Locate the lines of the listing below that hold "screenshot", then copy each of them.

# Start of Supplied information

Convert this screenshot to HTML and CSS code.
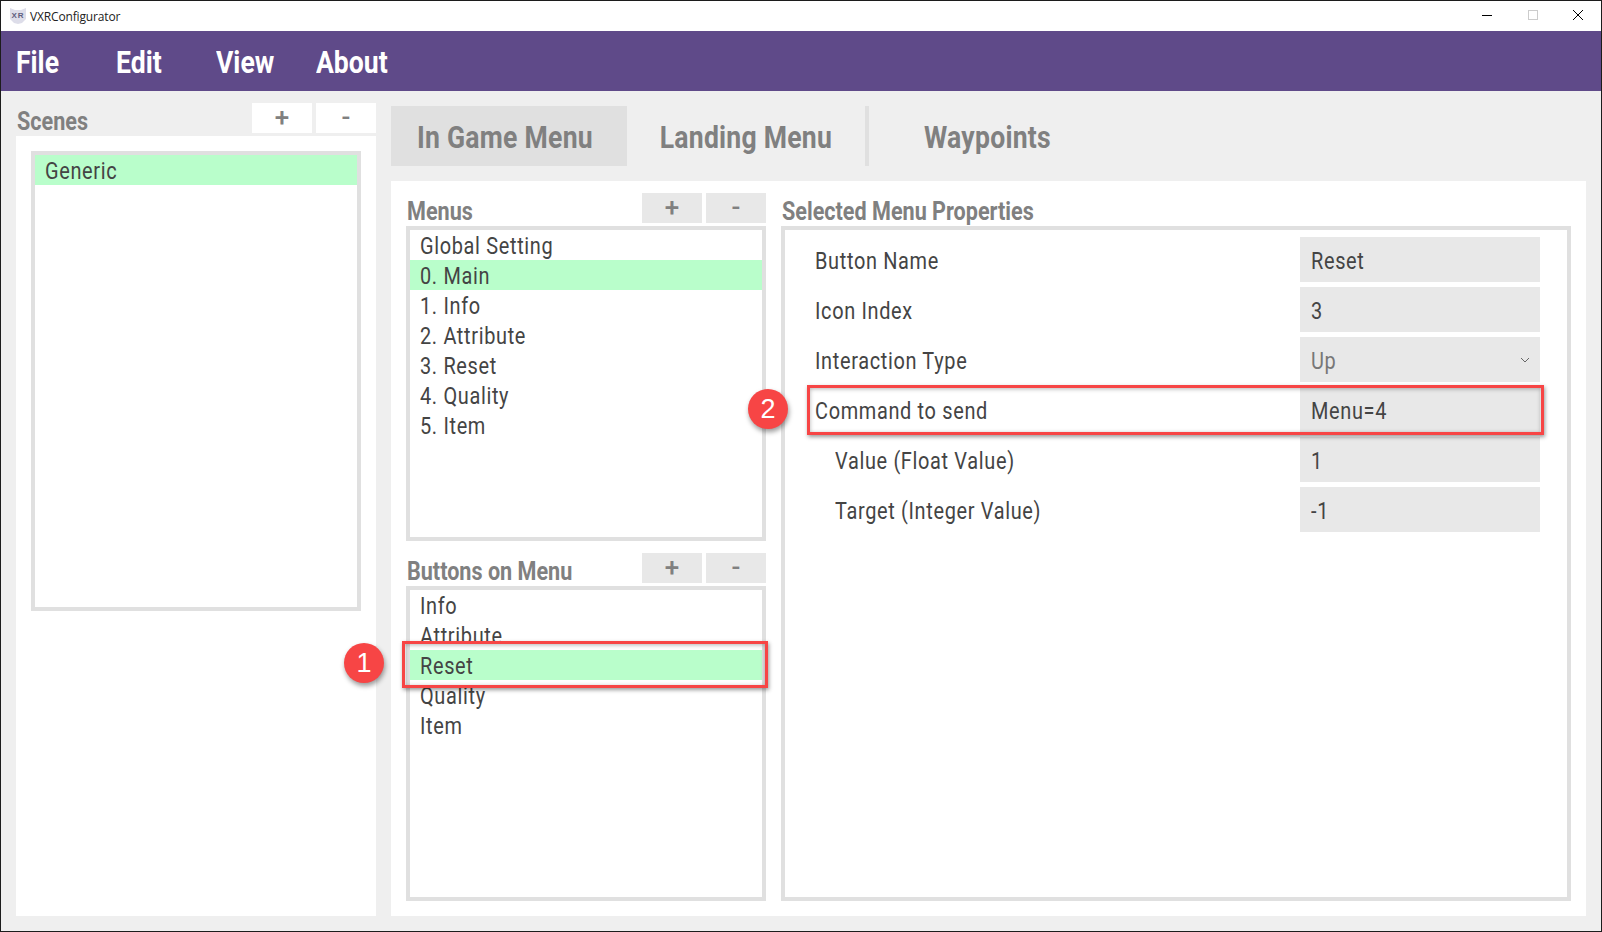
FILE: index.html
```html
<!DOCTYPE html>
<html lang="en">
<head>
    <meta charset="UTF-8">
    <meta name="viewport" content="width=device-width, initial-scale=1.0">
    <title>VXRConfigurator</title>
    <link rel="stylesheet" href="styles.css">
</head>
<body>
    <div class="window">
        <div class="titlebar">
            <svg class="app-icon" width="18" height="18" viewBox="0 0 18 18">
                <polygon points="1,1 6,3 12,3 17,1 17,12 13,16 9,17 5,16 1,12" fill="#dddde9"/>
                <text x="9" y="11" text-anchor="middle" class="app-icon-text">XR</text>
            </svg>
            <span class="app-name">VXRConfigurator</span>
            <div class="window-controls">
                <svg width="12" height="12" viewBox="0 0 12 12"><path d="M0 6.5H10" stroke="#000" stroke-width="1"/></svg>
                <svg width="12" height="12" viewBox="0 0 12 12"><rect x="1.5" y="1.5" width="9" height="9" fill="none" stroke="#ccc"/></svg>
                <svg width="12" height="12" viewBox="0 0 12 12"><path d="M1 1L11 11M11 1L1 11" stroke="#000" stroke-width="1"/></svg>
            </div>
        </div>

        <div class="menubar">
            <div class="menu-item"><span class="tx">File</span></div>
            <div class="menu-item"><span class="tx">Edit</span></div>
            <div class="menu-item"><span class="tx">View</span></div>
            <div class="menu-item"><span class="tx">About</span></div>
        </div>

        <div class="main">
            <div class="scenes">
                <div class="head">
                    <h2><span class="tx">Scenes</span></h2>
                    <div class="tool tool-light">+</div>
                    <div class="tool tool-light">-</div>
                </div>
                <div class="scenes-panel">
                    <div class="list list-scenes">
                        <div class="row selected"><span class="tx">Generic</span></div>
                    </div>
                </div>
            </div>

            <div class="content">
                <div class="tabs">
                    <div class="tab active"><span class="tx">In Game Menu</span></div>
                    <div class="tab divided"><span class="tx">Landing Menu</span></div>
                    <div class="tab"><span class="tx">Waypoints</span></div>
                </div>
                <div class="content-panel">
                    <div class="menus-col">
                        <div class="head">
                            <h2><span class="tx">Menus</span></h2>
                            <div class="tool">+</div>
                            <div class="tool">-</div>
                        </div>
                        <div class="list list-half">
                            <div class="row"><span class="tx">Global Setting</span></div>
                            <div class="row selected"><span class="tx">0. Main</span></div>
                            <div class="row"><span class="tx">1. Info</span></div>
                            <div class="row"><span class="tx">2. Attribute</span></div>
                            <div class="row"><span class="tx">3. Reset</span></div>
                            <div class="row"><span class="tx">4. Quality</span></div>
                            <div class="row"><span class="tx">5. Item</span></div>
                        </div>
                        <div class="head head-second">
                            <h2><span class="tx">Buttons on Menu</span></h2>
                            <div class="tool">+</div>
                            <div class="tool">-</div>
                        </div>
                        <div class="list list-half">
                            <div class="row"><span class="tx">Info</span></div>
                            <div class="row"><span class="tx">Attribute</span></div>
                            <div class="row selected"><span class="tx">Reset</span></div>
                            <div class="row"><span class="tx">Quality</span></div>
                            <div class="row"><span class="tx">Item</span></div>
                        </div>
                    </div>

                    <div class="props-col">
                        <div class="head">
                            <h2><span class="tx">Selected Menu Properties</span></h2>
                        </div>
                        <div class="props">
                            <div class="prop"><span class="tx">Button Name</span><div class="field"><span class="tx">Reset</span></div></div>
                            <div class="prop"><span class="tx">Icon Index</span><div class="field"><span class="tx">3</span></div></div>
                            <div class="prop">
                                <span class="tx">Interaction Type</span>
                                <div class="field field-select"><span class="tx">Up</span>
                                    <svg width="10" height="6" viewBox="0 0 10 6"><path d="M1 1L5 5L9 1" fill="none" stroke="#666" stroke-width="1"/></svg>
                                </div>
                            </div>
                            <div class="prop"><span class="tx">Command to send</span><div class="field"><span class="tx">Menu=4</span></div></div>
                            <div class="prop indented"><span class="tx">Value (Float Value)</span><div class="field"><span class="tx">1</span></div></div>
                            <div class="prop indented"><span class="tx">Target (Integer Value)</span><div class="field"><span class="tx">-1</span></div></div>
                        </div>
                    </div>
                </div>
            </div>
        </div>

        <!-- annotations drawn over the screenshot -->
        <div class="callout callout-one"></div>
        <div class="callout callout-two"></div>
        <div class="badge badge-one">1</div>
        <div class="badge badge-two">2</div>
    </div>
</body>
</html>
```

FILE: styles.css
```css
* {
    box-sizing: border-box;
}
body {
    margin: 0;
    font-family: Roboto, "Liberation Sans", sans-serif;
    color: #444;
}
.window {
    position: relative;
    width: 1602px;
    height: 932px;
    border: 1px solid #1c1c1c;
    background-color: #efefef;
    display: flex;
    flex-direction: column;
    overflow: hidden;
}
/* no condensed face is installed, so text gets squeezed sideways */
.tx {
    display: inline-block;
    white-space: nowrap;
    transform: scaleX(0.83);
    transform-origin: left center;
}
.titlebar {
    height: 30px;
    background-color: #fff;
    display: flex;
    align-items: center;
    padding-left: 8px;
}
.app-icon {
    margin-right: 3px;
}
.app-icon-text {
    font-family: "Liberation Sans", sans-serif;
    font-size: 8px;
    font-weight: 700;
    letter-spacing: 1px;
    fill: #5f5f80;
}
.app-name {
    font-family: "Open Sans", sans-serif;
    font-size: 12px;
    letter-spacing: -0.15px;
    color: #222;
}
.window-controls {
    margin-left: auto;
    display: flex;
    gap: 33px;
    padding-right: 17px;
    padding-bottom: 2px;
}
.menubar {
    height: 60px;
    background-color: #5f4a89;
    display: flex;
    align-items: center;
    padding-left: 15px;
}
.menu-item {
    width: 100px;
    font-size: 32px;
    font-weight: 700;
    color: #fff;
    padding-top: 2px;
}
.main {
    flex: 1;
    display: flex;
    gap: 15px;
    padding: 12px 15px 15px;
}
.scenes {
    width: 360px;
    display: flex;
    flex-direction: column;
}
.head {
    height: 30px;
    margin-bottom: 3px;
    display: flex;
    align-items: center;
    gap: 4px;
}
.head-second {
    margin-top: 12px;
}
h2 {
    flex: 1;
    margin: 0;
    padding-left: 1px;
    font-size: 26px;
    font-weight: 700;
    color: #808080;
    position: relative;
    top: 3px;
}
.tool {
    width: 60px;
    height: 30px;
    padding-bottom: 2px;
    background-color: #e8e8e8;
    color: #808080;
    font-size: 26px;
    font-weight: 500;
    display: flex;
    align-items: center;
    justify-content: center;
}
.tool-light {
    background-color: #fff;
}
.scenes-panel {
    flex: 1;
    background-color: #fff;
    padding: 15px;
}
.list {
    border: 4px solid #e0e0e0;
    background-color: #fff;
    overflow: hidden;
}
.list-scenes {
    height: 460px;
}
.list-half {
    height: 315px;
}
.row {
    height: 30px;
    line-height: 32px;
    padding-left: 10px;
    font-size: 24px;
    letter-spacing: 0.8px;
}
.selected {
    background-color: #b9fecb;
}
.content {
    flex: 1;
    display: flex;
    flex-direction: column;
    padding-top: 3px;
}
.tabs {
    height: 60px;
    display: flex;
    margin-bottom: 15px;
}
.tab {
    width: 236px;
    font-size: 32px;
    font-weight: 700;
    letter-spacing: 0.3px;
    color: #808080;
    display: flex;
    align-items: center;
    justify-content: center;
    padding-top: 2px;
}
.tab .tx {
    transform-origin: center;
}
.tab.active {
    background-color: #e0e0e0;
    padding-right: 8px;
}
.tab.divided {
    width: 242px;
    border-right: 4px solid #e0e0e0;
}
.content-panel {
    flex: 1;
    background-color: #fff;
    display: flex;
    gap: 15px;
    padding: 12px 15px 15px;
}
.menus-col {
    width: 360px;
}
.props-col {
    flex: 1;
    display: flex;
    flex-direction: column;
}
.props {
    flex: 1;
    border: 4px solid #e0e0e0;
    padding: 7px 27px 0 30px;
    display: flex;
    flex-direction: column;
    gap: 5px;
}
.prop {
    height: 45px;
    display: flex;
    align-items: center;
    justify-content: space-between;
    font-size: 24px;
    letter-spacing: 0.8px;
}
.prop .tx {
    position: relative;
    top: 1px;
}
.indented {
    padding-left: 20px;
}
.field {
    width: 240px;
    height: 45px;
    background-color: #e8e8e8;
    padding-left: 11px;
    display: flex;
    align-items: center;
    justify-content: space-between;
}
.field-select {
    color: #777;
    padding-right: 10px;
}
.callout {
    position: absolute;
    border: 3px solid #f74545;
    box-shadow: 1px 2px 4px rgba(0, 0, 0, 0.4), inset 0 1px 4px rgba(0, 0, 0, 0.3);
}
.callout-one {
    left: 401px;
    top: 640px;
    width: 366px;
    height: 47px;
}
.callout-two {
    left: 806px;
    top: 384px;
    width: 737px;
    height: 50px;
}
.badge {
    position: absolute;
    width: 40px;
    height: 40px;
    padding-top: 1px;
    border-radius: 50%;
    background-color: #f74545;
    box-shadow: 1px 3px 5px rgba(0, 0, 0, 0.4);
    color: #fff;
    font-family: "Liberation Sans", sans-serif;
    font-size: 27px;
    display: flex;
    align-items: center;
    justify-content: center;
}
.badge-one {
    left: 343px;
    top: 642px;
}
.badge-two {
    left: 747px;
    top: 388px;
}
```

# End of Supplied information

Complete output -
Convert this screenshot to HTML and CSS code.
        <!-- annotations drawn over the screenshot -->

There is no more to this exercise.